From visualization to approaching exercise as a privilege, and, erm, zen toilet sessions, these are the daily disciplines that have helped our experts achieve fitness greatness. Follow their advice, and you can too.
The key to maintaining a healthy way of life is getting into the habit of doing so. But you know that. We know that. Everyone knows that. For many of us, prioritizing healthy habits is the very definition of ‘easier said than done.’ So what can we do about it?
When it comes to forming healthy habits, The British Journal of General Practice advocates for “simple and sustainable behavior change advice”. To be effective, the study authors write any change has to be “simple for the patient to implement, and it has realistic potential for long-term impact.” Which sounds pretty good, right?
Meanwhile, a second study published in Frontiers in Psychology found that larger goals, like getting in shape, or running that 10k in record time, often come into conflict with shorter goals, like watching YouTube videos in bed (we know that feeling). Making space for both instead of ditching one entirely is how we achieve balance.

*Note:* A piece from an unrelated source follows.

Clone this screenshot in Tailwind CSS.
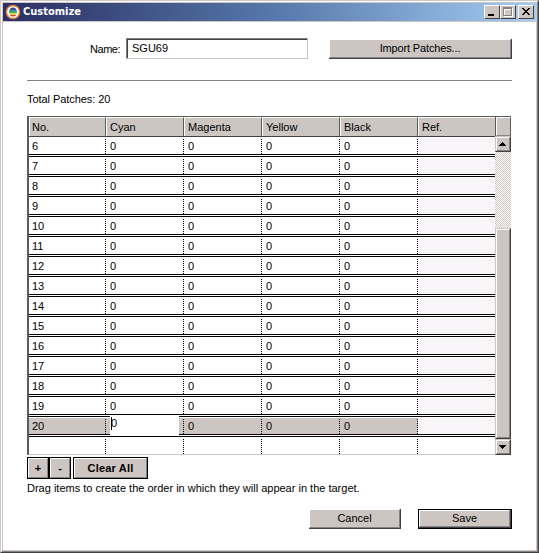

Rather than dictate your entire day, our experts have provided us with the simple – and yes, sustainable – mindset hacks that can make a big difference in your life, and long-term approach to wellbeing. Think of these as starting points, rather than fitness prescriptions.
Be it ditching social media first thing, or carving out space for yourself, these daily habits have helped make fitness a lifestyle for our PTs and athletes. Choose which tips most appeal to you and you might just feel the benefits, too.
"Losing my structured training plan when I stopped competing at an elite level in athletics meant I often felt lost with no purpose. I started a morning routine which involved: reading (10mins), journaling (5mins), stretching, mobility & breath work (10mins) and a morning run (30-45mins). This helped me switch off from work and social media, while giving me time to think, and focus on my weaknesses.”
Lewis Moses, previous British 1500m champion turned INCUS running advisor and lead coach for Runner Retreats
“Breakfast is crucial and it sets me up for the day ensuring I have the proper fuel to smash through a workout. I know my body best, and I know that to perform at my best I need a balanced, healthy, and nutritious breakfast. I’ll always opt for something easily digestible containing fats, proteins, and carbohydrates like scrambled eggs, wholemeal toast, smoked salmon and a little avocado.”
David Wiener, training and nutrition specialist at Freeletics
(And if you don't have time to make breakfast, there's always a nutritionally complete Huel...)
“This may seem like a crazy habit but before I train, I’ll go sit in the toilet for five minutes, not to go to the toilet but to use that time to switch off from everything and to flip a mental switch into gym mode.
“I sit and methodically unpack my gym bag, slowly put my earphones in and select a track to compose me. Everything in those five minutes is done calmly and methodically, removing all the stress that came before and clearing my mind for what’s to come”.
Robert Utley, founder of Real Body Performance
“The most significant habit I have adopted has been visualizing my future by writing down my goals, and aligning my actions to help myself achieve them. When you do this you immediately notice habits that should be scaled back or removed entirely.
“Through visualization and implementation, I transformed my lifestyle by becoming a tactical athlete serving in the British military, launching my own business, and starting a family.
"I had always wanted to have a role model growing up, but in those moments of visualizing my future, I realized I could be the person I always wanted to have in my life.”
Farren Morgan, head coach and founder of The Tactical Athlete
“Everyone has days where they don’t want to train. But, if there’s one thing that makes me move when I don’t want to, it's saying this to myself ‘I am so lucky to have the choice to exercise’. So many people don’t have that choice. I am fit and capable so I need to give my body the respect it deserves and keep it moving.”
Chelsea Labadini, founder of Chelsea Labadini’s Online Coaching
“One thing that has helped me sustain a fitness regimen for a long duration is a three-word mantra: consistency, commitment and accountability. If you are consistent with your training and nutrition you will see results.
“Being committed is staying true to what I said I would do long after the mood I said it in has left; we all get excited when starting a new fitness regime, but you have to stick with it when the excitement dies down. By making yourself accountable for your actions and not dwelling on any small slip ups you’ll give yourself the best chance of success.”
Chris Antoni, founder of Tailor Made Fitness
“I’m a big fan of the ‘Sunday reset’, essentially using my Sunday for self-care and to properly prepare for the week ahead, setting goals and planning my workouts so that I’m motivated and always progressing. For me, the goal of a Sunday reset is to start the week well rested and as clear-headed as possible, and I find this greatly helps my mindset and has aided my physical health and fitness.”